Me gustaría darte las gracias por haberme dejado entrar en tu vida; por haberme acogido como a una hija más; por haber conocido a mis padres; por haberme enseñado tanto; haberme hecho razonar y reflexionar sobre temas de todo tipo; haberme corregido mil veces; haberme regañado cada vez que utilizaba una muletilla (al final, con una simple mirada me lo decías todo); haberme metido en tu guarida radiofónica; haberme abierto los ojos cuando lo he necesitado; haberme ayudado y aconsejado con las asignaturas que se me resistían; haberme hecho ver más allá de lo que se aprecia a simple vista; haberme subido la autoestima y haberme convencido de lo que valgo como persona, sacando a relucir mis defectos y virtudes... es tan larguísimo el etcétera de cosas que debería agradecerte, que se me amontonan las palabras y los sentimientos.

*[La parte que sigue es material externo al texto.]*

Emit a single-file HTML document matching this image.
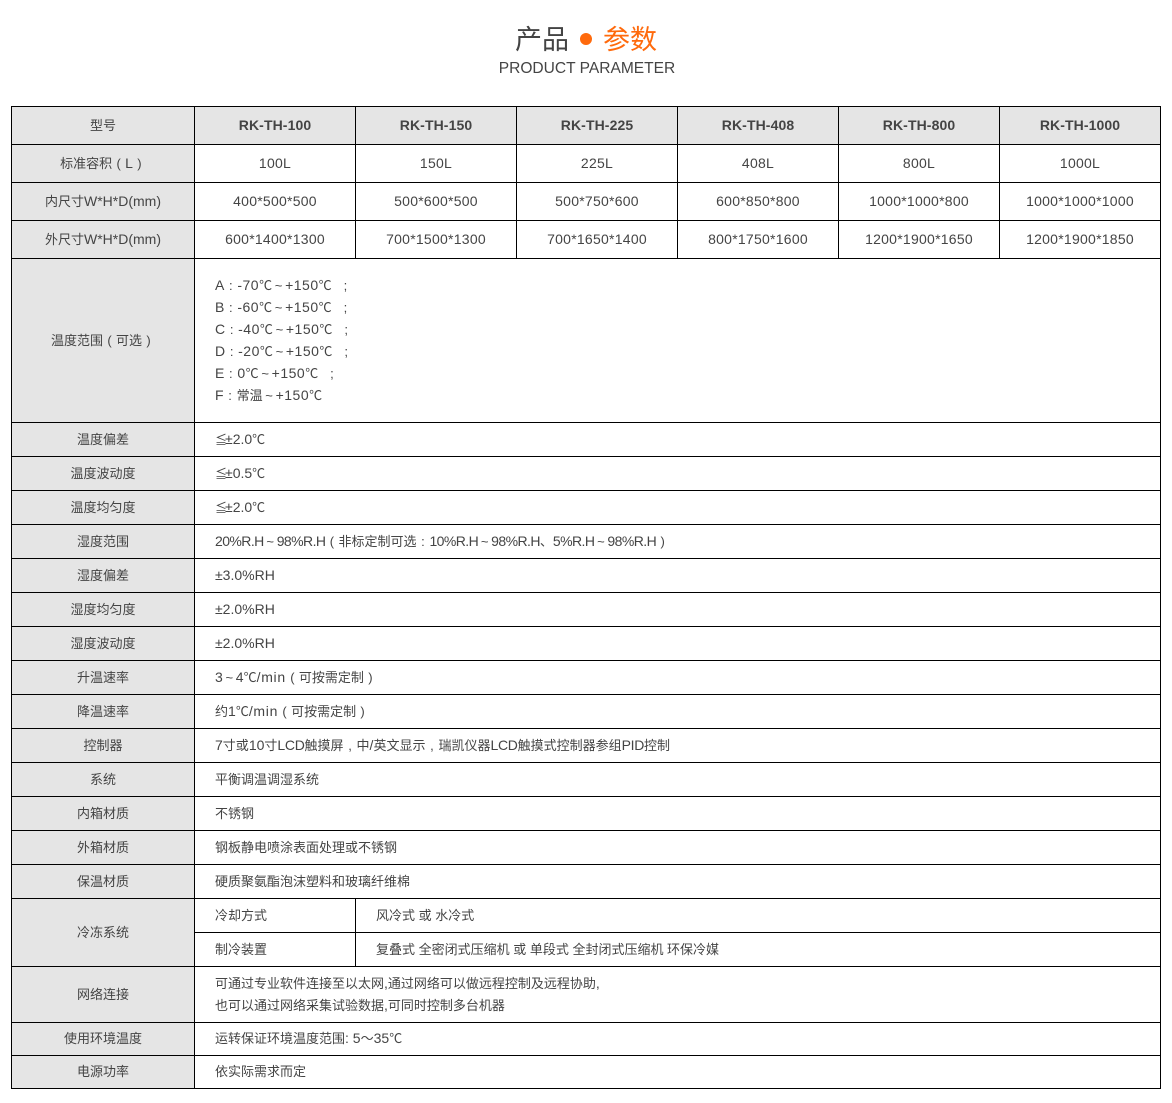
<!DOCTYPE html>
<html lang="zh-CN">
<head>
<meta charset="utf-8">
<title>产品参数</title>
<style>
html,body{margin:0;padding:0;background:#fff;}
body{width:1172px;height:1103px;position:relative;overflow:hidden;color:#444;font-family:"Liberation Sans","Noto Sans CJK SC",sans-serif;font-size:13px;}
.t1{position:absolute;left:515px;top:20px;font-size:27px;line-height:40px;color:#444;white-space:nowrap;}
.t2{position:absolute;left:603px;top:20px;font-size:27px;line-height:40px;color:#ff6a0c;white-space:nowrap;}
.dot{position:absolute;left:580px;top:33px;width:12px;height:12px;border-radius:50%;background:#ff6a0c;}
.sub{position:absolute;left:0;width:1174px;top:59px;text-align:center;font-size:15.55px;line-height:20px;color:#444;white-space:nowrap;}
table{position:absolute;left:11px;top:106px;border-collapse:collapse;table-layout:fixed;width:1149px;}
td{border:1px solid #000;padding:0;text-align:center;vertical-align:middle;white-space:nowrap;line-height:22px;}
td.g{background:#e5e5e5;}
td.x{text-align:left;padding-left:20px;}
i{font-style:normal;font-size:14px;line-height:1;}
i.d{letter-spacing:.25px;}
i.t{letter-spacing:.5px;}
i.n{letter-spacing:-.3px;}
i.m{letter-spacing:-.57px;}
i.k{letter-spacing:.7px;}
b{font-size:14px;font-weight:bold;line-height:1;letter-spacing:.1px;}
u{text-decoration:none;display:inline-block;width:13px;text-align:center;line-height:1;}
s{text-decoration:none;font-size:12px;letter-spacing:-2px;line-height:1;}
</style>
</head>
<body>
<div class="t1">产品</div>
<div class="dot"></div>
<div class="t2">参数</div>
<div class="sub">PRODUCT PARAMETER</div>
<table>
<colgroup><col style="width:183px"><col style="width:161px"><col style="width:161px"><col style="width:161px"><col style="width:161px"><col style="width:161px"><col style="width:161px"></colgroup>
<tr style="height:38px"><td class="g">型号</td><td class="g"><b>RK-TH-100</b></td><td class="g"><b>RK-TH-150</b></td><td class="g"><b>RK-TH-225</b></td><td class="g"><b>RK-TH-408</b></td><td class="g"><b>RK-TH-800</b></td><td class="g"><b>RK-TH-1000</b></td></tr>
<tr style="height:38px"><td class="g">标准容积<u>(</u><i>L</i><u>)</u></td><td><i class="d">100L</i></td><td><i class="d">150L</i></td><td><i class="d">225L</i></td><td><i class="d">408L</i></td><td><i class="d">800L</i></td><td><i class="d">1000L</i></td></tr>
<tr style="height:38px"><td class="g">内尺寸<i>W*H*D(mm)</i></td><td><i class="d">400*500*500</i></td><td><i class="d">500*600*500</i></td><td><i class="d">500*750*600</i></td><td><i class="d">600*850*800</i></td><td><i class="d">1000*1000*800</i></td><td><i class="d">1000*1000*1000</i></td></tr>
<tr style="height:38px"><td class="g">外尺寸<i>W*H*D(mm)</i></td><td><i class="d">600*1400*1300</i></td><td><i class="d">700*1500*1300</i></td><td><i class="d">700*1650*1400</i></td><td><i class="d">800*1750*1600</i></td><td><i class="d">1200*1900*1650</i></td><td><i class="d">1200*1900*1850</i></td></tr>
<tr style="height:164px"><td class="g">温度范围<u>(</u>可选<u>)</u></td><td class="x" colspan="6"><i>A</i><u>:</u><i class="t">-70</i>℃<u>~</u><i class="t">+150</i>℃ &nbsp;<u>;</u><br><i>B</i><u>:</u><i class="t">-60</i>℃<u>~</u><i class="t">+150</i>℃ &nbsp;<u>;</u><br><i>C</i><u>:</u><i class="t">-40</i>℃<u>~</u><i class="t">+150</i>℃ &nbsp;<u>;</u><br><i>D</i><u>:</u><i class="t">-20</i>℃<u>~</u><i class="t">+150</i>℃ &nbsp;<u>;</u><br><i>E</i><u>:</u><i class="t">0</i>℃<u>~</u><i class="t">+150</i>℃ &nbsp;<u>;</u><br><i>F</i><u>:</u>常温<u>~</u><i class="t">+150</i>℃</td></tr>
<tr style="height:34px"><td class="g">温度偏差</td><td class="x" colspan="6"><s>≦</s><i>±2.0</i>℃</td></tr>
<tr style="height:34px"><td class="g">温度波动度</td><td class="x" colspan="6"><s>≦</s><i>±0.5</i>℃</td></tr>
<tr style="height:34px"><td class="g">温度均匀度</td><td class="x" colspan="6"><s>≦</s><i>±2.0</i>℃</td></tr>
<tr style="height:34px"><td class="g">湿度范围</td><td class="x" colspan="6"><i class="m">20%R.H</i><u>~</u><i class="m">98%R.H</i><u>(</u>非标定制可选<u>:</u><i class="m">10%R.H</i><u>~</u><i class="m">98%R.H</i>、<i class="m">5%R.H</i><u>~</u><i class="m">98%R.H</i><u>)</u></td></tr>
<tr style="height:34px"><td class="g">湿度偏差</td><td class="x" colspan="6"><i>±3.0%RH</i></td></tr>
<tr style="height:34px"><td class="g">湿度均匀度</td><td class="x" colspan="6"><i>±2.0%RH</i></td></tr>
<tr style="height:34px"><td class="g">湿度波动度</td><td class="x" colspan="6"><i>±2.0%RH</i></td></tr>
<tr style="height:34px"><td class="g">升温速率</td><td class="x" colspan="6"><i>3</i><u>~</u><i>4</i>℃<i class="k">/min</i><u>(</u>可按需定制<u>)</u></td></tr>
<tr style="height:34px"><td class="g">降温速率</td><td class="x" colspan="6">约<i>1</i>℃<i class="k">/min</i><u>(</u>可按需定制<u>)</u></td></tr>
<tr style="height:34px"><td class="g">控制器</td><td class="x" colspan="6"><i>7</i>寸或<i>10</i>寸<i class="n">LCD</i>触摸屏<u>,</u>中<i>/</i>英文显示<u>,</u>瑞凯仪器<i class="n">LCD</i>触摸式控制器参组<i class="n">PID</i>控制</td></tr>
<tr style="height:34px"><td class="g">系统</td><td class="x" colspan="6">平衡调温调湿系统</td></tr>
<tr style="height:34px"><td class="g">内箱材质</td><td class="x" colspan="6">不锈钢</td></tr>
<tr style="height:34px"><td class="g">外箱材质</td><td class="x" colspan="6">钢板静电喷涂表面处理或不锈钢</td></tr>
<tr style="height:34px"><td class="g">保温材质</td><td class="x" colspan="6">硬质聚氨酯泡沫塑料和玻璃纤维棉</td></tr>
<tr style="height:34px"><td class="g" rowspan="2">冷冻系统</td><td class="x">冷却方式</td><td class="x" colspan="5">风冷式 或 水冷式</td></tr>
<tr style="height:34px"><td class="x">制冷装置</td><td class="x" colspan="5">复叠式 全密闭式压缩机 或 单段式 全封闭式压缩机 环保冷媒</td></tr>
<tr style="height:56px"><td class="g">网络连接</td><td class="x" colspan="6">可通过专业软件连接至以太网<i>,</i>通过网络可以做远程控制及远程协助<i>,</i><br>也可以通过网络采集试验数据<i>,</i>可同时控制多台机器</td></tr>
<tr style="height:33px"><td class="g">使用环境温度</td><td class="x" colspan="6">运转保证环境温度范围<i>: 5</i>～<i>35</i>℃</td></tr>
<tr style="height:33px"><td class="g">电源功率</td><td class="x" colspan="6">依实际需求而定</td></tr>
</table>
</body>
</html>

Muchas personas no entenderán esta carta o la acusarán de exagerada, pero eso no nos importa; tú me enseñaste que no nos deben importar. Te conservo en la memoria al igual que conservo los libros que me regalaste. Con un cariño inmenso y un recuerdo imborrable.

Estés donde estés, quiero que sepas que me considero la persona más afortunada del mundo por haberte conocido. Quiero que sepas que tú, Enrique Beotas, has sido mi mentor, no sólo en lo que al periodismo respecta, sino también en los aspectos más profundos de la vida.

Estés dónde estés, te vamos a echar de menos.
Con aprecio y mucho cariño,

Mayma

PD/ No sabes lo muchísimo que me ha costado redactar esto en pasado... ¡Cómo cuesta asimilar las cosas! Cuídanos a todos desde arriba.